Ces rêveries, inventées par des visionnaires, longuement décrites par Gagnier, ridiculement combattues par Maracci, et par le docteur Prideaux, sont regardées comme apocryphes par les musulmans mêmes. Abul-Feda et les plus sages historiens, loin de les attribuer au législateur de l’Orient, n’en ont pas même parlé. Ils les ont jugées dignes d’un oubli éternel. Ce silence aurait dû rendre circonspects les écrivains modernes qui les citent avec emphase, soit pour exalter, soit pour déprimer Mahomet. Il doit être jugé sur ses actions et ses écrits, et non sur les visions que lui ont prêtées des fanatiques. Loin de s’attribuer le don des miracles, il déclare dans vingt endroits du Coran, que Dieu donne cette puissance à ceux qu’il veut de ses serviteurs, mais qu’il n’est chargé que de la prédication[9]. Ce n’est point l’aveu de la modestie, c’est celui de la nécessité. Il connaissait l’impossibilité de changer l’ordre établi dans l’univers par le Créateur suprême, ou d’en imposer par de faux prestiges à ses concitoyens clairvoyans et prévenus ; mais il se sentait né pour commander à ses semblables, et pour leur donner des lois. Il osa entreprendre cette tâche pénible, et à travers mille obstacles, il vint à bout de ses hardis desseins. Ces détails nous ont paru nécessaires. Nous déclarons que nous n’écrivons point les miracles de Mahomet (il assure qu’il n’en fit jamais), mais sa vie, et ses actions.

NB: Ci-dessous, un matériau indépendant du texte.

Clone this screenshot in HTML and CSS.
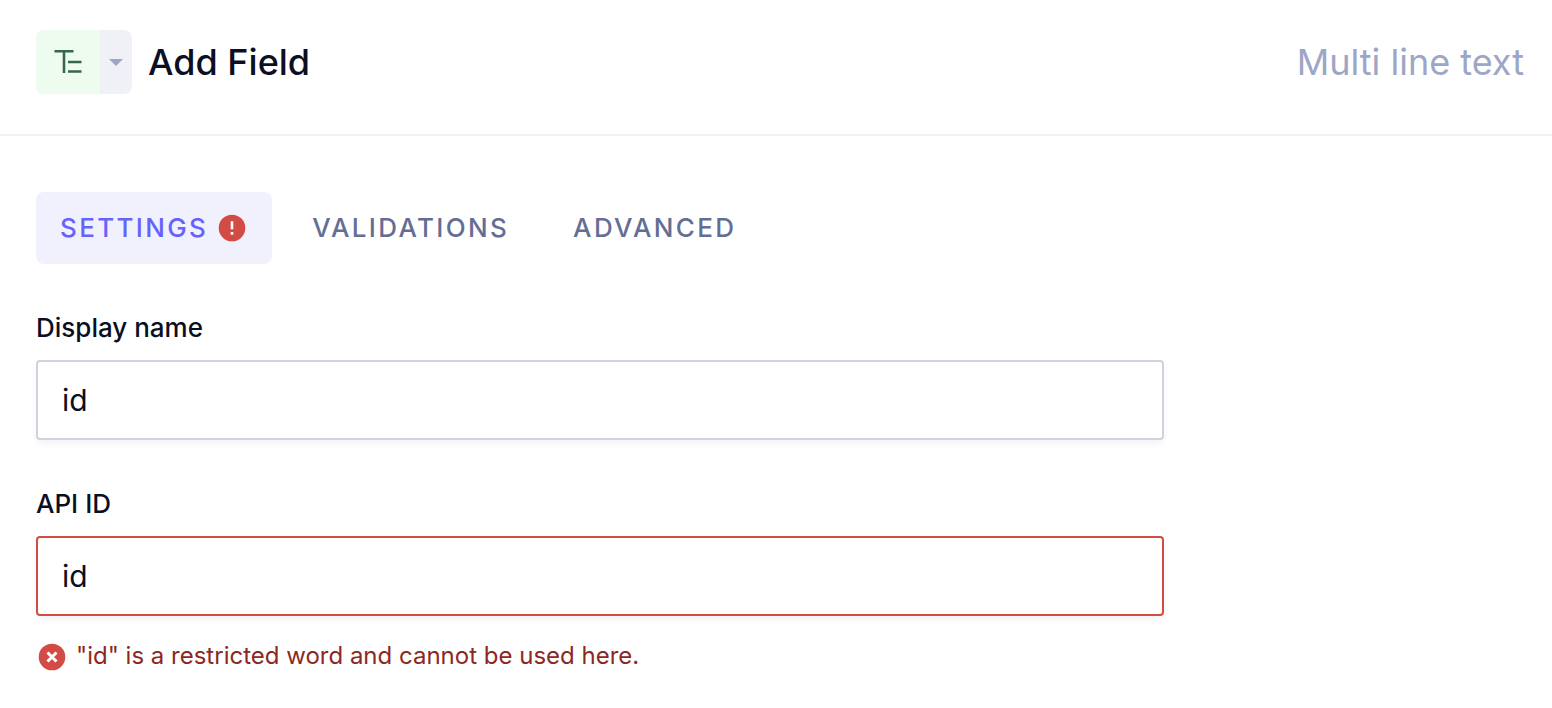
FILE: index.html
```html
<!DOCTYPE html>
<html lang="en">
<head>
<meta charset="utf-8">
<title>Add Field</title>
<link rel="stylesheet" href="styles.css">
</head>
<body>
<header class="header">
  <button class="type-picker" type="button" aria-label="Change field type">
    <span class="type-icon">
      <svg width="64" height="64" viewBox="0 0 64 64" fill="#38664d" aria-hidden="true">
        <path d="M18.500 20h19v2.600h-8.200V43h-2.600V22.600h-8.200zM32 30.700h13.500v2.600H32zM32 40.200h13.500v2.600H32z"/>
      </svg>
    </span>
    <span class="type-caret">
      <svg width="14" height="8" viewBox="0 0 14 8" fill="#9da6c6" aria-hidden="true"><path d="M0 1h14L7 8z"/></svg>
    </span>
  </button>
  <h1 class="title">Add Field</h1>
  <span class="type-name">Multi line text</span>
</header>
<main class="content">
  <div class="tabs" role="tablist">
    <button class="tab tab-active" type="button" role="tab" aria-selected="true">
      <span>SETTINGS</span>
      <svg width="32" height="32" viewBox="0 0 32 32" aria-hidden="true">
        <circle cx="16" cy="16" r="13.300" fill="#d34b45"/>
        <path d="M14.700 9.200h2.600v8h-2.600zM14.700 20h2.600v2.800h-2.600z" fill="#fff"/>
      </svg>
    </button>
    <button class="tab" type="button" role="tab" aria-selected="false">VALIDATIONS</button>
    <button class="tab" type="button" role="tab" aria-selected="false">ADVANCED</button>
  </div>
  <form class="form">
    <div class="field">
      <label class="label" for="display-name">Display name</label>
      <input class="input" id="display-name" type="text" value="id">
    </div>
    <div class="field">
      <label class="label" for="api-id">API ID</label>
      <input class="input input-error" id="api-id" type="text" value="id" aria-invalid="true" aria-describedby="api-id-error">
      <p class="error" id="api-id-error">
        <svg width="32" height="32" viewBox="0 0 32 32" aria-hidden="true">
          <circle cx="16" cy="17" r="13.300" fill="#d34b45"/>
          <path d="M11.500 12.500l9 9M20.500 12.500l-9 9" stroke="#fff" stroke-width="3"/>
        </svg>
        <span>"id" is a restricted word and cannot be used here.</span>
      </p>
    </div>
  </form>
</main>
</body>
</html>
```

FILE: styles.css
```css
* {
  box-sizing: border-box;
}

body {
  margin: 0;
  background: #fff;
  color: #0a0f24;
  font-family: Inter, "Liberation Sans", sans-serif;
}

button,
input {
  font: inherit;
  color: inherit;
}

.header {
  display: flex;
  align-items: center;
  gap: 16px;
  padding: 30px 28px 40px 36px;
  border-bottom: 2px solid #f0f1f6;
}

.type-picker {
  display: flex;
  padding: 0;
  border: 0;
  border-radius: 8px;
  overflow: hidden;
  background: #eff1f6;
  cursor: pointer;
}

.type-icon {
  display: flex;
  background: #edfcef;
}

.type-caret {
  display: flex;
  align-items: center;
  justify-content: center;
  width: 32px;
}

.title {
  margin: 0;
  font-size: 36px;
  line-height: 48px;
  font-weight: 500;
}

.type-name {
  margin-left: auto;
  color: #9da6c6;
  font-size: 36px;
  line-height: 48px;
}

.content {
  padding: 56px 36px 36px;
}

.tabs {
  display: flex;
  gap: 16px;
}

.tab {
  display: flex;
  align-items: center;
  gap: 8px;
  padding: 16px 24px;
  border: 0;
  border-radius: 8px;
  background: none;
  color: #646e95;
  font-size: 26px;
  line-height: 40px;
  font-weight: 500;
  letter-spacing: 0.09em;
  cursor: pointer;
}

.tab-active {
  background: #f1f1fe;
  color: #6663fd;
}

.form {
  display: flex;
  flex-direction: column;
  gap: 44px;
  max-width: 1128px;
  margin-top: 44px;
}

.field {
  display: flex;
  flex-direction: column;
}

.label {
  margin-bottom: 12px;
  font-size: 26px;
  line-height: 40px;
  font-weight: 500;
}

.input {
  width: 100%;
  height: 80px;
  padding: 0 24px;
  border: 2px solid #d0d2e0;
  border-radius: 4px;
  background: #fff;
  box-shadow: 0 4px 8px rgba(0, 0, 0, 0.05);
  font-size: 30px;
}

.input-error {
  border-color: #d34b45;
}

.error {
  display: flex;
  align-items: center;
  gap: 8px;
  margin: 24px 0 0;
  color: #8c2822;
  font-size: 24px;
  line-height: 32px;
}
```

  1. Cette première, hégire ou fuite peu connue parmi nous, est très-célèbre parmi les mahométans. Elcona et Jannab la rapportent à la cinquième année de la mission de Mahomet.
  2. El Najashi, mot abyssin, signifie le roi. Ce nom était commun aux souverains d’Abyssinie, comme Pharaon à ceux d’Égypte. Abd el Baki, Histoire d’Abyssinie, page 1, chap. 2. C’est de ce nom mal prononcé que les historiens français ont fait celui de Negus.
  3. Abul-Feda, page 25.
  4. Les enfans de Hashem formaient la famille la plus distinguée de la tribu des Coreïshites. Ils possédaient l’intendance du temple de la Mecque. Mahomet était de cette famille.

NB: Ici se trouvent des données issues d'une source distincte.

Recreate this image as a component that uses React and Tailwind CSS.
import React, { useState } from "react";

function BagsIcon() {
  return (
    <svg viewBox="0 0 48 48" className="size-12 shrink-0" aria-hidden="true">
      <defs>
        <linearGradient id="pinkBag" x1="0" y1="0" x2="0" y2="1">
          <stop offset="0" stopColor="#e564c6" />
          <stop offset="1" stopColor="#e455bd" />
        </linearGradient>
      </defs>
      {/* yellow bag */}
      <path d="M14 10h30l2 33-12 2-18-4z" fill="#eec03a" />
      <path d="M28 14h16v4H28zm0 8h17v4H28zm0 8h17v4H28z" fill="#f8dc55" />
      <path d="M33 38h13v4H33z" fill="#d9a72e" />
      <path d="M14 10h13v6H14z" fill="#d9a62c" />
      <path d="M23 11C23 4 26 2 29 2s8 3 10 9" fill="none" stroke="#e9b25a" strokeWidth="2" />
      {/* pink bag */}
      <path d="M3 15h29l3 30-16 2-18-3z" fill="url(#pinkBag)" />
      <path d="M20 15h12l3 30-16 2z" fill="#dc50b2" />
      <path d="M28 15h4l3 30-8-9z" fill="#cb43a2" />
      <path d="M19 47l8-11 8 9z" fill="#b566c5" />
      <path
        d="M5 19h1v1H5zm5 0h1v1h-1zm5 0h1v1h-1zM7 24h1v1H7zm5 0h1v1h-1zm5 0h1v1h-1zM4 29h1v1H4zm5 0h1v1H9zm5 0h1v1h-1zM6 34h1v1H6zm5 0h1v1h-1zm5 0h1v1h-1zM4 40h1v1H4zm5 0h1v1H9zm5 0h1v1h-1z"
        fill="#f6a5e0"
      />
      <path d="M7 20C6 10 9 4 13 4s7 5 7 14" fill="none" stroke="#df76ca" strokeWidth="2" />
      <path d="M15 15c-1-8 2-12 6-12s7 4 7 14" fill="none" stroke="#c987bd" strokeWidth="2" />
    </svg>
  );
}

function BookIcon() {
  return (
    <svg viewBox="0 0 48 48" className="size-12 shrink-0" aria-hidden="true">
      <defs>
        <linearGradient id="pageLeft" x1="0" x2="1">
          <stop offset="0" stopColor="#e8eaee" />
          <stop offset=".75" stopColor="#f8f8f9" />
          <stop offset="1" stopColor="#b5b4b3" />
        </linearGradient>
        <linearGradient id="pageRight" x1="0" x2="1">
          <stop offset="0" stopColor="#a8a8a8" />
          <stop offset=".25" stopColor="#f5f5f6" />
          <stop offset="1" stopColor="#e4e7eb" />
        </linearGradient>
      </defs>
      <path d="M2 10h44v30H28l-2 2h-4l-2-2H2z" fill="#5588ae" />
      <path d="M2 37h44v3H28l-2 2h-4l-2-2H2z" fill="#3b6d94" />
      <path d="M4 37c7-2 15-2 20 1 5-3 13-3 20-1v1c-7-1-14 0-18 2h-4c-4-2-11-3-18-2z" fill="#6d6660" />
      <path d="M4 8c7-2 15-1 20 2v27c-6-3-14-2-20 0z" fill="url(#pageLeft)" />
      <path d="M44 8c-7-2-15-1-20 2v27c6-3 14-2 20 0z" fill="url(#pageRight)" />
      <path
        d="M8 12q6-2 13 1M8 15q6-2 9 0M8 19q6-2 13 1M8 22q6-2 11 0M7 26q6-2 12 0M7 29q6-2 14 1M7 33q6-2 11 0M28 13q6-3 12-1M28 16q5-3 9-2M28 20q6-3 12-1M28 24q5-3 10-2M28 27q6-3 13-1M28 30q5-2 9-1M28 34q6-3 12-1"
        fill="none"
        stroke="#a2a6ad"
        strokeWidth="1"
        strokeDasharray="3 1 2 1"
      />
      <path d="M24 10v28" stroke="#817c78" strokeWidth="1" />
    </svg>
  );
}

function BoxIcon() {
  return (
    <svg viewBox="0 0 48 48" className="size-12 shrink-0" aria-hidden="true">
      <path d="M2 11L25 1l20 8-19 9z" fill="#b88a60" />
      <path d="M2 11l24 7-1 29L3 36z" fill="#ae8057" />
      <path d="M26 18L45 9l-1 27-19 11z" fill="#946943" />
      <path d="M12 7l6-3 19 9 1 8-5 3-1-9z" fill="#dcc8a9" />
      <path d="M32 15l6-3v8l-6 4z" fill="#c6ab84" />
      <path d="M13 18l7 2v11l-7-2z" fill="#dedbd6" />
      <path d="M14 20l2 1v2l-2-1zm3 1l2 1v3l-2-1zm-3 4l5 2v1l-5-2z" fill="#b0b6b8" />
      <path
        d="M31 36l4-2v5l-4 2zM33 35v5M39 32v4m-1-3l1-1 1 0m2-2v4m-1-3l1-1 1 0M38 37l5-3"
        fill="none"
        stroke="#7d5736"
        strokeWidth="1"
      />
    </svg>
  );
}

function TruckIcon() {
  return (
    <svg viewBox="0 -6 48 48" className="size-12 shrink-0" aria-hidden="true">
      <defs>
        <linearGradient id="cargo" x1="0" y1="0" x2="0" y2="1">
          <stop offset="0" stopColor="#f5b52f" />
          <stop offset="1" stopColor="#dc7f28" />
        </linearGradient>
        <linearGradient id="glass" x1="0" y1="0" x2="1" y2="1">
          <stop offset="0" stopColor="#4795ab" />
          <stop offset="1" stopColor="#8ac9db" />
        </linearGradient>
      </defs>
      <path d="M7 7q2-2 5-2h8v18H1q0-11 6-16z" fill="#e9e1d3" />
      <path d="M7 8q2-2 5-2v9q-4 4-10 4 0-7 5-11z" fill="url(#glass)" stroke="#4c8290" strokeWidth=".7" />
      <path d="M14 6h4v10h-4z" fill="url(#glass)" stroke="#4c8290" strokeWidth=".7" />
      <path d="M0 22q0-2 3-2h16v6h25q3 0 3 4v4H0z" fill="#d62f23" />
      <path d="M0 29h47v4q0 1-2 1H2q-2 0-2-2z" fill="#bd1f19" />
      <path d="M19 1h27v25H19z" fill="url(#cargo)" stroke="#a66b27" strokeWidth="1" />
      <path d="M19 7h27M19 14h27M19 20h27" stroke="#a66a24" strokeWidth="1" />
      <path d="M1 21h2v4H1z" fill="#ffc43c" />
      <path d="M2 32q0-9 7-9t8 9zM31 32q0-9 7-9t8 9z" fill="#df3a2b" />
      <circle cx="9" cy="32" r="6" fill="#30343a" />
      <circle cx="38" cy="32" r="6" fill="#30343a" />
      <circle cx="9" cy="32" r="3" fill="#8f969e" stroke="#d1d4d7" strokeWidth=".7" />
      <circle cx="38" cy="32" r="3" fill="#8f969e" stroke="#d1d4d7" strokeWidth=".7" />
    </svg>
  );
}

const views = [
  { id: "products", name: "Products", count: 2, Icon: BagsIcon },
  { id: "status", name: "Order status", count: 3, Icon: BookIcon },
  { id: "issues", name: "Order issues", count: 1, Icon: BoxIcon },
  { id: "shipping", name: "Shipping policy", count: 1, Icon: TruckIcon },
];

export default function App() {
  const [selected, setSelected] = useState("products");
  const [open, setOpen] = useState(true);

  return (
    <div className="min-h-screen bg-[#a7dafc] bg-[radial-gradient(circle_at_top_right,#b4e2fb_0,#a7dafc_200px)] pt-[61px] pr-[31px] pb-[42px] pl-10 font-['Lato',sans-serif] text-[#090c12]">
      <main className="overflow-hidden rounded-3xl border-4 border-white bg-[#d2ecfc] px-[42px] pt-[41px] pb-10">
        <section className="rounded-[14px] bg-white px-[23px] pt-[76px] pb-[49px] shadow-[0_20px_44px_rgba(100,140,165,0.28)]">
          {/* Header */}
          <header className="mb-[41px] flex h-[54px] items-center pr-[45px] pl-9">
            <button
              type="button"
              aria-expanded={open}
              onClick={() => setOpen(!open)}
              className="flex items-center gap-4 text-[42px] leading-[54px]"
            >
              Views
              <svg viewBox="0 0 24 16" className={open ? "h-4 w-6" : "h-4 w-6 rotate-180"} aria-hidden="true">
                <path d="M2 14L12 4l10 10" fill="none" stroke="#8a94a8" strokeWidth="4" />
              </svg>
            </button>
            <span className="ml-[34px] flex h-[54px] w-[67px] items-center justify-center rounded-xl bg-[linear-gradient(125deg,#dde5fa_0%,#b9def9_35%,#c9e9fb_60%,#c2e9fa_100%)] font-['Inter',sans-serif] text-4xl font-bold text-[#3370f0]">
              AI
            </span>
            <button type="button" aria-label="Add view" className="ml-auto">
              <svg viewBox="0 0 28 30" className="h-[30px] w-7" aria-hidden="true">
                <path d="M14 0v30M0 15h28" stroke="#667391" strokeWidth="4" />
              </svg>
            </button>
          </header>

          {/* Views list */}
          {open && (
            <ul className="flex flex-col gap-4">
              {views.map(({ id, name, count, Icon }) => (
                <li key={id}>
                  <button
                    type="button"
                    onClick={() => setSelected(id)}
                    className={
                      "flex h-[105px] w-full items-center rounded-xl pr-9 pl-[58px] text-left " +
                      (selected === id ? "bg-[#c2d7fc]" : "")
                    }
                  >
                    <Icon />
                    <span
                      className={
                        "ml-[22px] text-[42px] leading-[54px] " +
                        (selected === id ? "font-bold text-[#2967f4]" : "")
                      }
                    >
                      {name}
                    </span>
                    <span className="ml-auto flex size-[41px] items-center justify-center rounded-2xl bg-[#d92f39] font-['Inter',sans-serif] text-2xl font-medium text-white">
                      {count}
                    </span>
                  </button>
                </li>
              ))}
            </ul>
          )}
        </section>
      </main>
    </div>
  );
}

  5. Abul-Feda, Vie de Mahomet, page 26. Jannab place cet événement deux ans plus tard.
  6. Abulahab, oncle de Mahomet, fut toujours son implacable ennemi. Om Gemil, son épouse, fille d’Abusofian, partagea sa haine. Elle semait des épines dans les lieux où Mahomet devait passer. Le cent onzième chapitre du Coran les dévoue aux feux éternels. Abulahab signifie père de la flamme. Ce surnom lui fut donné par allusion au sort qui l’attendait. Son vrai nom était Abd el Ozza. Abul-Feda.
  7. Abul-Feda, page 27. Jannab.
  8. La formule du diplôme commençait par ces mots, en ton nom, ô Dieu ! ces paroles seules demeurèrent en leur entier ; tout le reste fut rongé. Abuseïd, Abd el Rohman, au livre El Anouar. Maracci rapporte une autre tradition sur la foi d’Ahmed, Abd el Rahim, où il est dit que les vers avaient rongé tous les endroits où le nom de Dieu était écrit, et laissé le reste en entier. Cette tradition, rejetée par Elbokar, auteur de la Sonna, n’a aucune authenticité parmi les mahométans ; mais elle était favorable au dessein de Maracci, et il s’en est servi.
  9. Quelque signe divin distingue-t-il le prophète ? demandent les incrédules. Tu n’es chargé que de la prédication. Le Coran, page 239, chap. 13, t. Ier.

    Si l’on exigeait de toi que tu fisses paraître un trésor, ou qu’un ange t’accompagnât, ne t’afflige point, ton ministère se borne à la prédication. Page 225, t. Ier.

    Ils ne veulent, disent-ils, y ajouter foi que lorsqu’ils y seront autorisés par des miracles. Réponds-leur : Les miracles sont dans les mains de dieu, je ne suis chargé que de la prédication. Ch. 29, tome 2.